→ **WHAT THE TASK REQUIRES**
Repeat every line exactly, keeping the pictures out of the copy.

----- RECORDED INFORMATION

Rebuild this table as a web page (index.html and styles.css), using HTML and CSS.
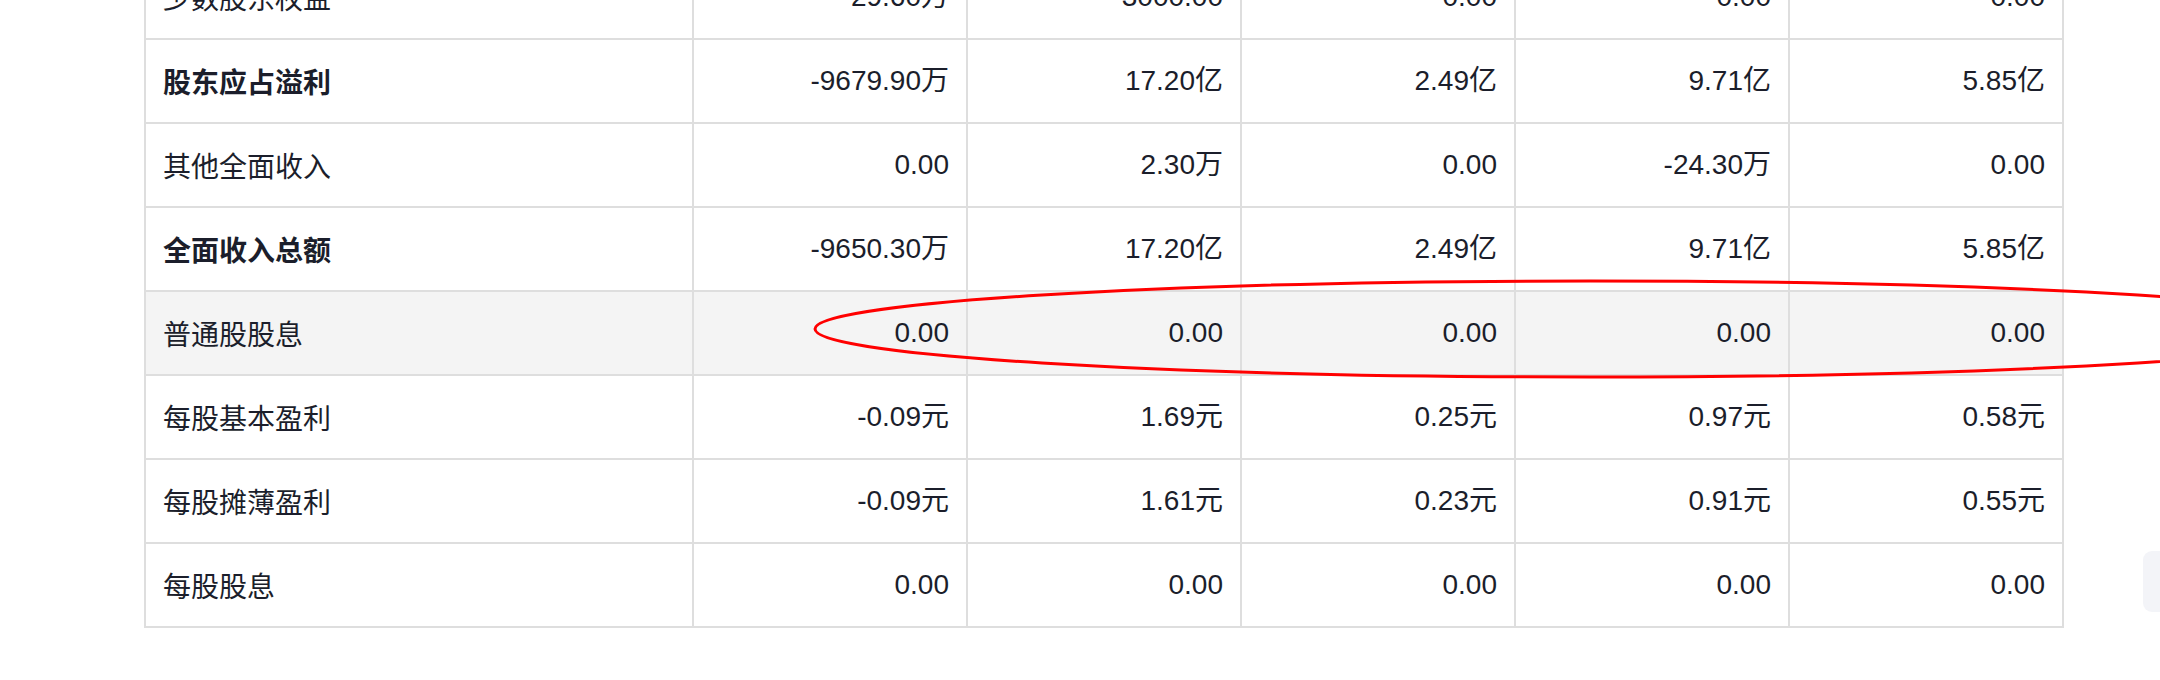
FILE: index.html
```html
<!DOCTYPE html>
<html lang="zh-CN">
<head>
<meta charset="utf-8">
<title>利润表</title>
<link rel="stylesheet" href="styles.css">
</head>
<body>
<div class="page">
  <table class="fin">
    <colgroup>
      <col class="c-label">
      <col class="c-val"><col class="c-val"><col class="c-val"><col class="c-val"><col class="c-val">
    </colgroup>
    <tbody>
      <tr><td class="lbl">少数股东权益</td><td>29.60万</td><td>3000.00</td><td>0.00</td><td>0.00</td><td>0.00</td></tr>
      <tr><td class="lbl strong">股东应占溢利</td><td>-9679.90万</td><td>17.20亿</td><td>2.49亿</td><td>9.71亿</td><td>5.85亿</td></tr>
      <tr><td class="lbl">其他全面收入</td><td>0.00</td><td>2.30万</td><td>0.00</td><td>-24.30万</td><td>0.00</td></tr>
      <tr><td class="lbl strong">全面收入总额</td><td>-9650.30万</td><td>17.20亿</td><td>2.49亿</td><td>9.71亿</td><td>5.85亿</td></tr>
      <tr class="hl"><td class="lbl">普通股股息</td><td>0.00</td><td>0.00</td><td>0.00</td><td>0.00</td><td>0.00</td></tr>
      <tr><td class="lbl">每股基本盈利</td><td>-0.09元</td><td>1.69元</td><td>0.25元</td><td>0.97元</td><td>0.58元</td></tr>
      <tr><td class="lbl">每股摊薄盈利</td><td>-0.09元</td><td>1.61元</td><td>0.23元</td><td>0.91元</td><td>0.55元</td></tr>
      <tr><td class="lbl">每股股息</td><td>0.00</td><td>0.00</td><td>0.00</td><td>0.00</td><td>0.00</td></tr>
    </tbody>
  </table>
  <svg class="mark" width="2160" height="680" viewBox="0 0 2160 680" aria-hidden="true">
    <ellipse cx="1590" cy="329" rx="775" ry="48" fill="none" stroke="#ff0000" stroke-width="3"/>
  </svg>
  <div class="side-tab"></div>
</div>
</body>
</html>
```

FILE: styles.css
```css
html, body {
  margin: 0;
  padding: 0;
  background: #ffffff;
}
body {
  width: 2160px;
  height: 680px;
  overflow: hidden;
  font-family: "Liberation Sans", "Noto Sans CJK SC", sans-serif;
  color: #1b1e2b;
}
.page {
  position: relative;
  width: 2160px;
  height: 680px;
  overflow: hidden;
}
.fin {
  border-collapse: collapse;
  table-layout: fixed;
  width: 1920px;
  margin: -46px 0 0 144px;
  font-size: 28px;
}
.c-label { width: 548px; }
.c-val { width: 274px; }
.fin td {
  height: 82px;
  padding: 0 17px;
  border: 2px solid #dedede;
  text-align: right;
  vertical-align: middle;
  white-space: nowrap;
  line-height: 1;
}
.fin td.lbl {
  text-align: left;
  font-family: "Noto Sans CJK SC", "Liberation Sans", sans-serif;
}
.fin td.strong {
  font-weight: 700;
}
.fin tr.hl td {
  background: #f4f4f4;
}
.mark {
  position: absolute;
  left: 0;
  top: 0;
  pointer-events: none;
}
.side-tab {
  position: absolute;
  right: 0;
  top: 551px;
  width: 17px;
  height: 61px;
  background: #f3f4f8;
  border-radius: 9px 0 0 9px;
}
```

----------

→ **SOLUTION TO THIS TASK**
Rebuild this table as a web page (index.html and styles.css), using HTML and CSS.
FILE: index.html
```html
<!DOCTYPE html>
<html lang="zh-CN">
<head>
<meta charset="utf-8">
<title>利润表</title>
<link rel="stylesheet" href="styles.css">
</head>
<body>
<div class="page">
  <table class="fin">
    <colgroup>
      <col class="c-label">
      <col class="c-val"><col class="c-val"><col class="c-val"><col class="c-val"><col class="c-val">
    </colgroup>
    <tbody>
      <tr><td class="lbl">少数股东权益</td><td>29.60万</td><td>3000.00</td><td>0.00</td><td>0.00</td><td>0.00</td></tr>
      <tr><td class="lbl strong">股东应占溢利</td><td>-9679.90万</td><td>17.20亿</td><td>2.49亿</td><td>9.71亿</td><td>5.85亿</td></tr>
      <tr><td class="lbl">其他全面收入</td><td>0.00</td><td>2.30万</td><td>0.00</td><td>-24.30万</td><td>0.00</td></tr>
      <tr><td class="lbl strong">全面收入总额</td><td>-9650.30万</td><td>17.20亿</td><td>2.49亿</td><td>9.71亿</td><td>5.85亿</td></tr>
      <tr class="hl"><td class="lbl">普通股股息</td><td>0.00</td><td>0.00</td><td>0.00</td><td>0.00</td><td>0.00</td></tr>
      <tr><td class="lbl">每股基本盈利</td><td>-0.09元</td><td>1.69元</td><td>0.25元</td><td>0.97元</td><td>0.58元</td></tr>
      <tr><td class="lbl">每股摊薄盈利</td><td>-0.09元</td><td>1.61元</td><td>0.23元</td><td>0.91元</td><td>0.55元</td></tr>
      <tr><td class="lbl">每股股息</td><td>0.00</td><td>0.00</td><td>0.00</td><td>0.00</td><td>0.00</td></tr>
    </tbody>
  </table>
  <svg class="mark" width="2160" height="680" viewBox="0 0 2160 680" aria-hidden="true">
    <ellipse cx="1590" cy="329" rx="775" ry="48" fill="none" stroke="#ff0000" stroke-width="3"/>
  </svg>
  <div class="side-tab"></div>
</div>
</body>
</html>
```

FILE: styles.css
```css
html, body {
  margin: 0;
  padding: 0;
  background: #ffffff;
}
body {
  width: 2160px;
  height: 680px;
  overflow: hidden;
  font-family: "Liberation Sans", "Noto Sans CJK SC", sans-serif;
  color: #1b1e2b;
}
.page {
  position: relative;
  width: 2160px;
  height: 680px;
  overflow: hidden;
}
.fin {
  border-collapse: collapse;
  table-layout: fixed;
  width: 1920px;
  margin: -46px 0 0 144px;
  font-size: 28px;
}
.c-label { width: 548px; }
.c-val { width: 274px; }
.fin td {
  height: 82px;
  padding: 0 17px;
  border: 2px solid #dedede;
  text-align: right;
  vertical-align: middle;
  white-space: nowrap;
  line-height: 1;
}
.fin td.lbl {
  text-align: left;
  font-family: "Noto Sans CJK SC", "Liberation Sans", sans-serif;
}
.fin td.strong {
  font-weight: 700;
}
.fin tr.hl td {
  background: #f4f4f4;
}
.mark {
  position: absolute;
  left: 0;
  top: 0;
  pointer-events: none;
}
.side-tab {
  position: absolute;
  right: 0;
  top: 551px;
  width: 17px;
  height: 61px;
  background: #f3f4f8;
  border-radius: 9px 0 0 9px;
}
```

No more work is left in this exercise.